PROBLEM TO SOLVE:
Write out each line that follows exactly as it stands, without the pictures.

GIVEN MATERIAL:
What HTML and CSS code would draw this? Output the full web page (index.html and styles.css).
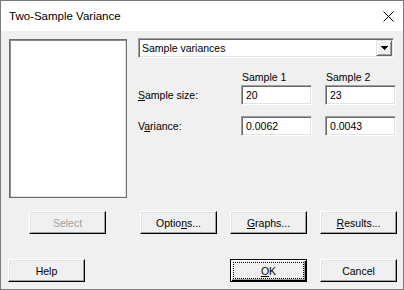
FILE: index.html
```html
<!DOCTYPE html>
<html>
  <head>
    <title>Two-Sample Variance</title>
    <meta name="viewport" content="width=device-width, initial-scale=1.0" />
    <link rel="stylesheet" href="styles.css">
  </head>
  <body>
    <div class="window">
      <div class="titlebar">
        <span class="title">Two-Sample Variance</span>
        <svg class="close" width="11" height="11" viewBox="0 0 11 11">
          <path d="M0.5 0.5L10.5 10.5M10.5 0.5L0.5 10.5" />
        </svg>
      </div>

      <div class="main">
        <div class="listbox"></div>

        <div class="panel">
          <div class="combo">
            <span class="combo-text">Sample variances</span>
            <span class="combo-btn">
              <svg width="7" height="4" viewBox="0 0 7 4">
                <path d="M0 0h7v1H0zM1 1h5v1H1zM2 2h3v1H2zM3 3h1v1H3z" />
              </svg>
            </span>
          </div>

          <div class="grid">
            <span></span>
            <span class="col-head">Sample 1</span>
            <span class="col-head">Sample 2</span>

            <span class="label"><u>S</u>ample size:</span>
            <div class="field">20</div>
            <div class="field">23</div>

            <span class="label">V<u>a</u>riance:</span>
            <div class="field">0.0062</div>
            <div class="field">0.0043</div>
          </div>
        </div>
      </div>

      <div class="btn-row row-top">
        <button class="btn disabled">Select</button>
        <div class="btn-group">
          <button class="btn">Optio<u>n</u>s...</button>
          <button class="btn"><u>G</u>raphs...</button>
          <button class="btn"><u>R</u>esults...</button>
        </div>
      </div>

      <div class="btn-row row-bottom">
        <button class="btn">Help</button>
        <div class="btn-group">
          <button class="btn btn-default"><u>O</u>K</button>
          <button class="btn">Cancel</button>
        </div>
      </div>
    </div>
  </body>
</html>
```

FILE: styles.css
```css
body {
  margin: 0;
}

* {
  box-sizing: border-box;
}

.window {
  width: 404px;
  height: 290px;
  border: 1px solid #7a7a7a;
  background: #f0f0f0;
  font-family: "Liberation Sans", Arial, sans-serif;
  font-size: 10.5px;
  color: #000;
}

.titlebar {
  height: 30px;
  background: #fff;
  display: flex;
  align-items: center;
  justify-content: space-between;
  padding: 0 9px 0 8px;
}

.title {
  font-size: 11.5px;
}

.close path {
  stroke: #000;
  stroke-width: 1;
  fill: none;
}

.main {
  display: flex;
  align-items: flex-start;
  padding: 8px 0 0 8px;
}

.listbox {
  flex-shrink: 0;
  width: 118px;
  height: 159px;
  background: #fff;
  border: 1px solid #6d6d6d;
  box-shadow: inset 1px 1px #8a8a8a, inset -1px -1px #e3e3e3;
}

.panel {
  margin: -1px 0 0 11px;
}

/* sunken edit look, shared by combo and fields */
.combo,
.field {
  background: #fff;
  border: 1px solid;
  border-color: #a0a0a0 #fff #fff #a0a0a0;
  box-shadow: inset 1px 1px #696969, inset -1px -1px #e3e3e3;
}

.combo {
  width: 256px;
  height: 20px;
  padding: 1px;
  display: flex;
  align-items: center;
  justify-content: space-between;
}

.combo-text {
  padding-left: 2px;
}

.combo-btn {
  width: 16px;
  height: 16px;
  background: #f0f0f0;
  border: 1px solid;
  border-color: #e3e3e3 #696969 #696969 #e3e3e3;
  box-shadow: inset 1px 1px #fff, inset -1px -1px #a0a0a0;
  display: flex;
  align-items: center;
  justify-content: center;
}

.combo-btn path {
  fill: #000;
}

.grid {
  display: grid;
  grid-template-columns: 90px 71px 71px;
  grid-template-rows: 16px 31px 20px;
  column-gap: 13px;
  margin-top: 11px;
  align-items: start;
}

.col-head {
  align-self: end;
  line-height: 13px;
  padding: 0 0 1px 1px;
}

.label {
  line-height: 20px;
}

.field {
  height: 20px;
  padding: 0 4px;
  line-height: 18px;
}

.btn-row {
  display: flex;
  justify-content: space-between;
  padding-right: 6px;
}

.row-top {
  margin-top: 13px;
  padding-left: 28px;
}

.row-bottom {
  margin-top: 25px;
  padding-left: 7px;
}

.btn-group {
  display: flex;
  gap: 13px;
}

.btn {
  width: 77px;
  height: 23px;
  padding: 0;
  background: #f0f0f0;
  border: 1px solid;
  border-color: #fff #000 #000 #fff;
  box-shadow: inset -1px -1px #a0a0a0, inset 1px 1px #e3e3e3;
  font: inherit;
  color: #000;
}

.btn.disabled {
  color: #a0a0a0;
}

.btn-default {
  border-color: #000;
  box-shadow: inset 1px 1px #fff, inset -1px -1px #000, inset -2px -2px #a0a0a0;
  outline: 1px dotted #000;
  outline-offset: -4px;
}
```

RIGHT ANSWER:
What HTML and CSS code would draw this? Output the full web page (index.html and styles.css).
FILE: index.html
```html
<!DOCTYPE html>
<html>
  <head>
    <title>Two-Sample Variance</title>
    <meta name="viewport" content="width=device-width, initial-scale=1.0" />
    <link rel="stylesheet" href="styles.css">
  </head>
  <body>
    <div class="window">
      <div class="titlebar">
        <span class="title">Two-Sample Variance</span>
        <svg class="close" width="11" height="11" viewBox="0 0 11 11">
          <path d="M0.5 0.5L10.5 10.5M10.5 0.5L0.5 10.5" />
        </svg>
      </div>

      <div class="main">
        <div class="listbox"></div>

        <div class="panel">
          <div class="combo">
            <span class="combo-text">Sample variances</span>
            <span class="combo-btn">
              <svg width="7" height="4" viewBox="0 0 7 4">
                <path d="M0 0h7v1H0zM1 1h5v1H1zM2 2h3v1H2zM3 3h1v1H3z" />
              </svg>
            </span>
          </div>

          <div class="grid">
            <span></span>
            <span class="col-head">Sample 1</span>
            <span class="col-head">Sample 2</span>

            <span class="label"><u>S</u>ample size:</span>
            <div class="field">20</div>
            <div class="field">23</div>

            <span class="label">V<u>a</u>riance:</span>
            <div class="field">0.0062</div>
            <div class="field">0.0043</div>
          </div>
        </div>
      </div>

      <div class="btn-row row-top">
        <button class="btn disabled">Select</button>
        <div class="btn-group">
          <button class="btn">Optio<u>n</u>s...</button>
          <button class="btn"><u>G</u>raphs...</button>
          <button class="btn"><u>R</u>esults...</button>
        </div>
      </div>

      <div class="btn-row row-bottom">
        <button class="btn">Help</button>
        <div class="btn-group">
          <button class="btn btn-default"><u>O</u>K</button>
          <button class="btn">Cancel</button>
        </div>
      </div>
    </div>
  </body>
</html>
```

FILE: styles.css
```css
body {
  margin: 0;
}

* {
  box-sizing: border-box;
}

.window {
  width: 404px;
  height: 290px;
  border: 1px solid #7a7a7a;
  background: #f0f0f0;
  font-family: "Liberation Sans", Arial, sans-serif;
  font-size: 10.5px;
  color: #000;
}

.titlebar {
  height: 30px;
  background: #fff;
  display: flex;
  align-items: center;
  justify-content: space-between;
  padding: 0 9px 0 8px;
}

.title {
  font-size: 11.5px;
}

.close path {
  stroke: #000;
  stroke-width: 1;
  fill: none;
}

.main {
  display: flex;
  align-items: flex-start;
  padding: 8px 0 0 8px;
}

.listbox {
  flex-shrink: 0;
  width: 118px;
  height: 159px;
  background: #fff;
  border: 1px solid #6d6d6d;
  box-shadow: inset 1px 1px #8a8a8a, inset -1px -1px #e3e3e3;
}

.panel {
  margin: -1px 0 0 11px;
}

/* sunken edit look, shared by combo and fields */
.combo,
.field {
  background: #fff;
  border: 1px solid;
  border-color: #a0a0a0 #fff #fff #a0a0a0;
  box-shadow: inset 1px 1px #696969, inset -1px -1px #e3e3e3;
}

.combo {
  width: 256px;
  height: 20px;
  padding: 1px;
  display: flex;
  align-items: center;
  justify-content: space-between;
}

.combo-text {
  padding-left: 2px;
}

.combo-btn {
  width: 16px;
  height: 16px;
  background: #f0f0f0;
  border: 1px solid;
  border-color: #e3e3e3 #696969 #696969 #e3e3e3;
  box-shadow: inset 1px 1px #fff, inset -1px -1px #a0a0a0;
  display: flex;
  align-items: center;
  justify-content: center;
}

.combo-btn path {
  fill: #000;
}

.grid {
  display: grid;
  grid-template-columns: 90px 71px 71px;
  grid-template-rows: 16px 31px 20px;
  column-gap: 13px;
  margin-top: 11px;
  align-items: start;
}

.col-head {
  align-self: end;
  line-height: 13px;
  padding: 0 0 1px 1px;
}

.label {
  line-height: 20px;
}

.field {
  height: 20px;
  padding: 0 4px;
  line-height: 18px;
}

.btn-row {
  display: flex;
  justify-content: space-between;
  padding-right: 6px;
}

.row-top {
  margin-top: 13px;
  padding-left: 28px;
}

.row-bottom {
  margin-top: 25px;
  padding-left: 7px;
}

.btn-group {
  display: flex;
  gap: 13px;
}

.btn {
  width: 77px;
  height: 23px;
  padding: 0;
  background: #f0f0f0;
  border: 1px solid;
  border-color: #fff #000 #000 #fff;
  box-shadow: inset -1px -1px #a0a0a0, inset 1px 1px #e3e3e3;
  font: inherit;
  color: #000;
}

.btn.disabled {
  color: #a0a0a0;
}

.btn-default {
  border-color: #000;
  box-shadow: inset 1px 1px #fff, inset -1px -1px #000, inset -2px -2px #a0a0a0;
  outline: 1px dotted #000;
  outline-offset: -4px;
}
```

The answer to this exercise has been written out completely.